■ SHORT PROBLEM: Restate the listing below word for word, omitting any images.

■ INFORMATION SUPPLIED:
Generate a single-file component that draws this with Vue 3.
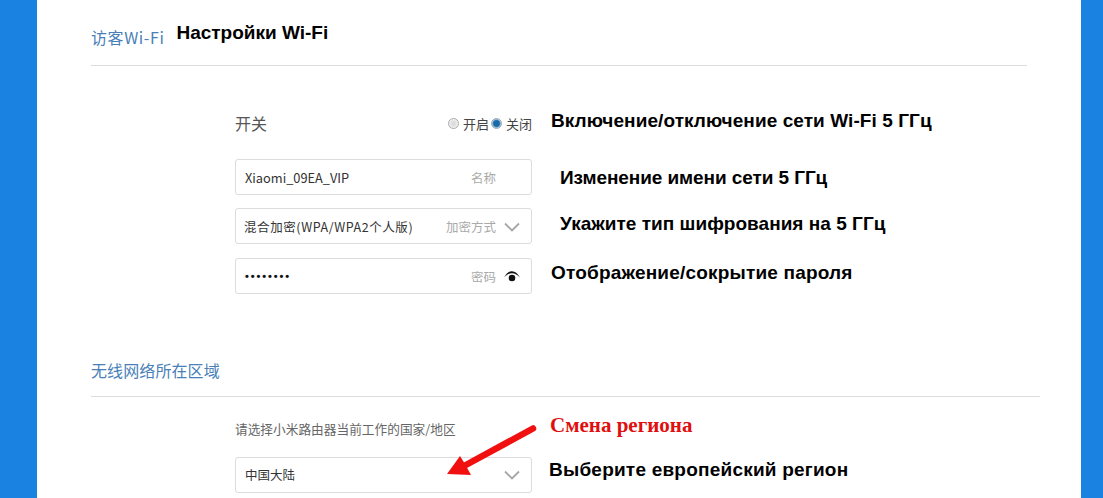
<script setup>
const fields = [
  { id: 'name', value: 'Xiaomi_09EA_VIP', label: '名称', icon: '', note: 'Изменение имени сети 5 ГГц', indent: true },
  { id: 'enc', value: '混合加密(WPA/WPA2个人版)', label: '加密方式', icon: 'chevron', note: 'Укажите тип шифрования на 5 ГГц', indent: true },
  { id: 'pwd', value: '••••••••', label: '密码', icon: 'eye', note: 'Отображение/сокрытие пароля', indent: false }
]
</script>

<template>
  <div class="page">
    <main class="card">
      <header class="head head-first">
        <h2 class="title">访客Wi-Fi</h2>
        <span class="note note-title">Настройки Wi-Fi</span>
      </header>

      <section class="rows rows-first">
        <div class="row row-switch">
          <div class="control switch">
            <span class="switch-label">开关</span>
            <span class="radios">
              <i class="radio"></i><span>开启</span>
              <i class="radio radio-on"></i><span>关闭</span>
            </span>
          </div>
          <span class="note">Включение/отключение сети Wi-Fi 5 ГГц</span>
        </div>

        <div v-for="f in fields" :key="f.id" class="row" :class="'row-' + f.id">
          <div class="control box">
            <span class="value" :class="{ dots: f.id === 'pwd' }">{{ f.value }}</span>
            <span class="hint">{{ f.label }}</span>
            <svg v-if="f.icon === 'chevron'" class="icon icon-chev" viewBox="0 0 16 10"><path d="M1 1.500 8 8.500l7-7" fill="none" stroke="#a6a6a6" stroke-width="1.800"/></svg>
            <svg v-if="f.icon === 'eye'" class="icon icon-eye" viewBox="0 0 16 11"><path d="M0 6.500C2.500 2.300 5 .3 8 .3s5.500 2 8 6.200C13.600 3.800 11 2.200 8 2.200S2.400 3.800 0 6.500z" fill="#111"/><circle cx="8" cy="7" r="3.300" fill="#111"/></svg>
          </div>
          <span class="note" :class="{ 'note-indent': f.indent }">{{ f.note }}</span>
        </div>
      </section>

      <header class="head head-second">
        <h2 class="title">无线网络所在区域</h2>
      </header>

      <section class="region">
        <div class="row row-ask">
          <p class="control ask">请选择小米路由器当前工作的国家/地区</p>
          <span class="note note-red">Смена региона</span>
        </div>
        <div class="row row-select">
          <div class="control box">
            <span class="value">中国大陆</span>
            <svg class="icon" viewBox="0 0 16 10"><path d="M1 1.500 8 8.500l7-7" fill="none" stroke="#a6a6a6" stroke-width="1.800"/></svg>
          </div>
          <span class="note note-tight">Выберите европейский регион</span>
        </div>
        <svg class="arrow" viewBox="0 0 100 60" width="100" height="60">
          <path d="M87 9.500 18 47" stroke="#f01010" stroke-width="6.500" stroke-linecap="round" fill="none"/>
          <path d="M1 55 14 37 19 45 25 56z" fill="#f01010"/>
        </svg>
      </section>
    </main>
  </div>
</template>

<style scoped>
.page {
  display: flex;
  height: 498px;
  overflow: hidden;
  padding: 0 22px 0 37px;
  background: #1a82e0;
  font-family: "Noto Sans CJK SC", "Noto Sans", sans-serif;
}
.card {
  flex: 1;
  min-width: 0;
  padding: 0 41px 0 54px;
  background: #fff;
}
.head {
  display: flex;
  border-bottom: 1px solid #dcdcdc;
}
.head-first {
  height: 65px;
  margin-right: 13px;
}
.head-second {
  height: 66px;
  margin-top: 37px;
  align-items: flex-end;
  padding-bottom: 15px;
  box-sizing: border-box;
}
.head-second .title {
  letter-spacing: .1px;
}
.title {
  margin: 0;
  font-size: 16px;
  font-weight: 400;
  line-height: 22px;
  color: #4a7fb8;
}
.head-first .title {
  margin-top: 26px;
  letter-spacing: .6px;
}
.note-title {
  margin: 19px 0 0 12px;
  line-height: 28px;
}
.note {
  font-family: "Liberation Sans", Arial, sans-serif;
  font-size: 19px;
  font-weight: 700;
  color: #000;
  white-space: nowrap;
}
.rows {
  padding: 0 0 0 144px;
}
.rows-first {
  padding-top: 39px;
}
.row {
  display: flex;
  align-items: center;
  height: 36px;
}
.row-switch {
  margin-bottom: 18px;
}
.row-switch .note {
  margin-bottom: 4px;
  letter-spacing: .08px;
}
.row-name .note { margin-top: 2px; letter-spacing: -.08px; }
.row-enc .note { margin-bottom: 4px; letter-spacing: .03px; }
.row-pwd .note { margin-bottom: 6px; letter-spacing: .19px; }
.row-select .note { margin-bottom: 10px; letter-spacing: .22px; }
.row-enc { margin-top: 13px; }
.row-pwd { margin-top: 14px; }
.control {
  flex: none;
  width: 297px;
  box-sizing: border-box;
  margin-right: 19px;
}
.switch {
  display: flex;
  align-items: center;
  justify-content: space-between;
  color: #555;
}
.switch-label {
  font-size: 16px;
}
.radios {
  display: flex;
  align-items: center;
  font-size: 13px;
  color: #444;
}
.radio {
  width: 9px;
  height: 9px;
  margin-right: 4px;
  border: 1px solid #aaa;
  border-radius: 50%;
  background: radial-gradient(circle, #ddd 30%, #f4f4f4 70%);
}
.radio-on {
  margin-left: 2px;
  border-color: #9ab;
  background: radial-gradient(circle, #1a6aa8 45%, #cfe0ec 75%);
}
.box {
  display: flex;
  align-items: center;
  height: 36px;
  padding: 0 11px 0 9px;
  border: 1px solid #dcdcdc;
  border-radius: 3px;
  font-size: 13px;
  color: #333;
}
.value {
  flex: 1;
  white-space: nowrap;
}
.row-name .value {
  font-size: 12.800px;
}
.row-enc .value {
  font-size: 12.500px;
  letter-spacing: .58px;
  margin-left: -1px;
}
.row-select .value {
  padding-bottom: 2px;
  font-size: 12.500px;
}
.dots {
  font-family: "Liberation Sans", Arial, sans-serif;
  font-size: 11px;
  font-weight: 700;
  letter-spacing: 1.900px;
  color: #111;
}
.hint {
  color: #aaa;
  font-size: 12.500px;
}
.row-name .hint {
  margin-right: 24px;
}
.icon {
  flex: none;
  width: 16px;
  height: 10px;
  margin-left: 8px;
}
.icon-chev {
  margin-top: 2px;
}
.icon-eye {
  height: 11px;
}
.note-indent {
  margin-left: 9px;
}
.region {
  position: relative;
  padding: 0 0 0 144px;
}
.row-ask {
  height: 60px;
}
.ask {
  margin-top: 2px;
  margin-bottom: 0;
  font-size: 12.700px;
  color: #666;
}
.note-red {
  margin-left: -1px;
  margin-bottom: 4px;
  font-family: "Liberation Serif", "Times New Roman", serif;
  font-size: 21px;
  color: #e01010;
}
.note-tight {
  margin-left: -2px;
}
.arrow {
  position: absolute;
  left: 355px;
  top: 22px;
}
</style>

<style>
html, body { margin: 0; }
</style>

■ WRITTEN SOLUTION:
Generate a single-file component that draws this with Vue 3.
<script setup>
const fields = [
  { id: 'name', value: 'Xiaomi_09EA_VIP', label: '名称', icon: '', note: 'Изменение имени сети 5 ГГц', indent: true },
  { id: 'enc', value: '混合加密(WPA/WPA2个人版)', label: '加密方式', icon: 'chevron', note: 'Укажите тип шифрования на 5 ГГц', indent: true },
  { id: 'pwd', value: '••••••••', label: '密码', icon: 'eye', note: 'Отображение/сокрытие пароля', indent: false }
]
</script>

<template>
  <div class="page">
    <main class="card">
      <header class="head head-first">
        <h2 class="title">访客Wi-Fi</h2>
        <span class="note note-title">Настройки Wi-Fi</span>
      </header>

      <section class="rows rows-first">
        <div class="row row-switch">
          <div class="control switch">
            <span class="switch-label">开关</span>
            <span class="radios">
              <i class="radio"></i><span>开启</span>
              <i class="radio radio-on"></i><span>关闭</span>
            </span>
          </div>
          <span class="note">Включение/отключение сети Wi-Fi 5 ГГц</span>
        </div>

        <div v-for="f in fields" :key="f.id" class="row" :class="'row-' + f.id">
          <div class="control box">
            <span class="value" :class="{ dots: f.id === 'pwd' }">{{ f.value }}</span>
            <span class="hint">{{ f.label }}</span>
            <svg v-if="f.icon === 'chevron'" class="icon icon-chev" viewBox="0 0 16 10"><path d="M1 1.500 8 8.500l7-7" fill="none" stroke="#a6a6a6" stroke-width="1.800"/></svg>
            <svg v-if="f.icon === 'eye'" class="icon icon-eye" viewBox="0 0 16 11"><path d="M0 6.500C2.500 2.300 5 .3 8 .3s5.500 2 8 6.200C13.600 3.800 11 2.200 8 2.200S2.400 3.800 0 6.500z" fill="#111"/><circle cx="8" cy="7" r="3.300" fill="#111"/></svg>
          </div>
          <span class="note" :class="{ 'note-indent': f.indent }">{{ f.note }}</span>
        </div>
      </section>

      <header class="head head-second">
        <h2 class="title">无线网络所在区域</h2>
      </header>

      <section class="region">
        <div class="row row-ask">
          <p class="control ask">请选择小米路由器当前工作的国家/地区</p>
          <span class="note note-red">Смена региона</span>
        </div>
        <div class="row row-select">
          <div class="control box">
            <span class="value">中国大陆</span>
            <svg class="icon" viewBox="0 0 16 10"><path d="M1 1.500 8 8.500l7-7" fill="none" stroke="#a6a6a6" stroke-width="1.800"/></svg>
          </div>
          <span class="note note-tight">Выберите европейский регион</span>
        </div>
        <svg class="arrow" viewBox="0 0 100 60" width="100" height="60">
          <path d="M87 9.500 18 47" stroke="#f01010" stroke-width="6.500" stroke-linecap="round" fill="none"/>
          <path d="M1 55 14 37 19 45 25 56z" fill="#f01010"/>
        </svg>
      </section>
    </main>
  </div>
</template>

<style scoped>
.page {
  display: flex;
  height: 498px;
  overflow: hidden;
  padding: 0 22px 0 37px;
  background: #1a82e0;
  font-family: "Noto Sans CJK SC", "Noto Sans", sans-serif;
}
.card {
  flex: 1;
  min-width: 0;
  padding: 0 41px 0 54px;
  background: #fff;
}
.head {
  display: flex;
  border-bottom: 1px solid #dcdcdc;
}
.head-first {
  height: 65px;
  margin-right: 13px;
}
.head-second {
  height: 66px;
  margin-top: 37px;
  align-items: flex-end;
  padding-bottom: 15px;
  box-sizing: border-box;
}
.head-second .title {
  letter-spacing: .1px;
}
.title {
  margin: 0;
  font-size: 16px;
  font-weight: 400;
  line-height: 22px;
  color: #4a7fb8;
}
.head-first .title {
  margin-top: 26px;
  letter-spacing: .6px;
}
.note-title {
  margin: 19px 0 0 12px;
  line-height: 28px;
}
.note {
  font-family: "Liberation Sans", Arial, sans-serif;
  font-size: 19px;
  font-weight: 700;
  color: #000;
  white-space: nowrap;
}
.rows {
  padding: 0 0 0 144px;
}
.rows-first {
  padding-top: 39px;
}
.row {
  display: flex;
  align-items: center;
  height: 36px;
}
.row-switch {
  margin-bottom: 18px;
}
.row-switch .note {
  margin-bottom: 4px;
  letter-spacing: .08px;
}
.row-name .note { margin-top: 2px; letter-spacing: -.08px; }
.row-enc .note { margin-bottom: 4px; letter-spacing: .03px; }
.row-pwd .note { margin-bottom: 6px; letter-spacing: .19px; }
.row-select .note { margin-bottom: 10px; letter-spacing: .22px; }
.row-enc { margin-top: 13px; }
.row-pwd { margin-top: 14px; }
.control {
  flex: none;
  width: 297px;
  box-sizing: border-box;
  margin-right: 19px;
}
.switch {
  display: flex;
  align-items: center;
  justify-content: space-between;
  color: #555;
}
.switch-label {
  font-size: 16px;
}
.radios {
  display: flex;
  align-items: center;
  font-size: 13px;
  color: #444;
}
.radio {
  width: 9px;
  height: 9px;
  margin-right: 4px;
  border: 1px solid #aaa;
  border-radius: 50%;
  background: radial-gradient(circle, #ddd 30%, #f4f4f4 70%);
}
.radio-on {
  margin-left: 2px;
  border-color: #9ab;
  background: radial-gradient(circle, #1a6aa8 45%, #cfe0ec 75%);
}
.box {
  display: flex;
  align-items: center;
  height: 36px;
  padding: 0 11px 0 9px;
  border: 1px solid #dcdcdc;
  border-radius: 3px;
  font-size: 13px;
  color: #333;
}
.value {
  flex: 1;
  white-space: nowrap;
}
.row-name .value {
  font-size: 12.800px;
}
.row-enc .value {
  font-size: 12.500px;
  letter-spacing: .58px;
  margin-left: -1px;
}
.row-select .value {
  padding-bottom: 2px;
  font-size: 12.500px;
}
.dots {
  font-family: "Liberation Sans", Arial, sans-serif;
  font-size: 11px;
  font-weight: 700;
  letter-spacing: 1.900px;
  color: #111;
}
.hint {
  color: #aaa;
  font-size: 12.500px;
}
.row-name .hint {
  margin-right: 24px;
}
.icon {
  flex: none;
  width: 16px;
  height: 10px;
  margin-left: 8px;
}
.icon-chev {
  margin-top: 2px;
}
.icon-eye {
  height: 11px;
}
.note-indent {
  margin-left: 9px;
}
.region {
  position: relative;
  padding: 0 0 0 144px;
}
.row-ask {
  height: 60px;
}
.ask {
  margin-top: 2px;
  margin-bottom: 0;
  font-size: 12.700px;
  color: #666;
}
.note-red {
  margin-left: -1px;
  margin-bottom: 4px;
  font-family: "Liberation Serif", "Times New Roman", serif;
  font-size: 21px;
  color: #e01010;
}
.note-tight {
  margin-left: -2px;
}
.arrow {
  position: absolute;
  left: 355px;
  top: 22px;
}
</style>

<style>
html, body { margin: 0; }
</style>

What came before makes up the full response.